Why do you refuse to answer? they were asked.

Because to do so would incriminate us.

Here, too, would-be successful men have gone gunning with the smokeless rebate for control of the wheat and corn and all the produce of the American farmer. Grain is fated to go the way that oil, hard coal, cattle, and meat have already gone. The farmer may remain the nominal owner of his farm under these circumstances, but he will be real owner of nothing but the piece of paper title.

First the product of the farm; then the farm. In America rises the shadow of a coming land-ownership more concentrated, more cruel, with the impersonal cruelty of corporate anonymity, than any the world has yet seen.

The grain broker who becomes, by favor of the general freight agent, the sole shipper and warehouseman of grain along a line of railroad, becomes thereby the sole buyer, and in the sole buyer of the produce we have the fast-growing germ of the future sole buyer of the land.

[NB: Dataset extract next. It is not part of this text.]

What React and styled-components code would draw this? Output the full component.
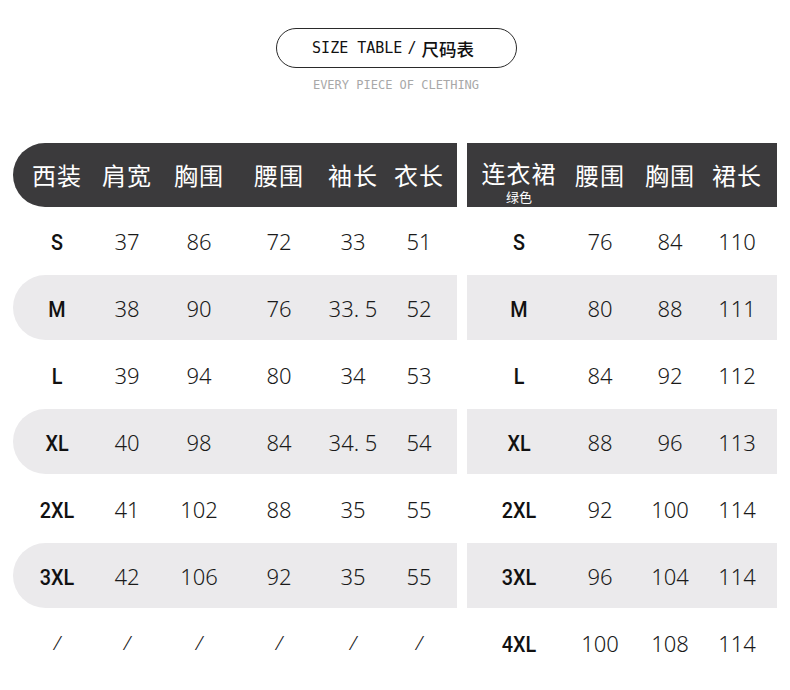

"Petroleum is the victim to-day," said the address, in 1872, of the Petroleum Producers' Union "to all newspapers and boards of trade opposing monopoly.... Coal, iron, cotton, breadstuffs, or live-stock may be in the grasp of the monopoly to-morrow." The prediction is more than half fulfilled.

"I ran away from home, and went to California," said a prominent grain merchant to the writer, "to escape being compelled to testify as to the freight rates I was paying. But these decisions that we cannot be forced to incriminate ourselves give me safe-conduct, and I am going home to take all the rebates I can get."

This is what is going on to-day in the "division of property" in America. Our society is woven together by the steam shuttle that moves between its farms and dinner-tables, its cotton-fields and factories, thousands of miles apart, and the shuttle is crooked. Out of $800,000,000 paid yearly in this country for the carriage of freight, it was estimated in 1888, by one who knew, that $50,000,000 to $100,000,000 goes to favored shippers.[768] As the result of personal examination made as an expert for stockholders, he declared that one of the great trunk lines had in the last twenty years thus diverted to favorites of the managers $100,000,000 of the money of the stockholders. Besides his yachts and trotters, every Captain of Industry worth talking about keeps his stud of railway presidents and general freight agents.

Public opinion, as yet only in the gristle in these new questions, turns upon first one and then another as the author of its troubles—the soulless corporation, the combination of corporations, railroad oppression, or what not. But the corporation is merely a cover, the combination of corporations an advantage, the private ownership of public highways an opportunity, and the rebate its perfect tool. The real actors are men; the real instrument, the control of their fellows by wealth, and the mainspring of the evil is the morals and economics which cipher that brothers produce wealth when they are only cheating each other out of birthrights.

The success of the same men in Europe shows that railroad discrimination is not the essence of their power, though it has in America been the chief instrument. By their wealth and their willingness to use it in their way they have become supreme. Supreme even where, as in England and Germany, they had no such unjust and crushing preference on the highways as in America. Back of highway privilege, back of money power, back of trade supremacy gained by these two means must be reckoned, as the essence of this phenomenon, the morality—our morality—which not only allows but encourages men to do each other to death, provided only the weapon be a bargain and the arena a market. "Everything shall not go to market," says Emerson; but everything does go to market. The millionaire is the modern hero, says the New York Evening Post. The men who have found in the rebate the secret of business success—and there are more of them than the public guesses—have only extended a fiercer hand to the results all were aiming at. They have used the smokeless rebate because it was the best gun. But if that had not been ready to their hand, they would have taken the next best. The course of conquest might have been slower, but, unless checked by moral interventions, it would have reached the same end. If society is founded on the idea that property belongs to the strongest, these will sooner or later get all the property, by bargains or by battles according to "the spirit of the age."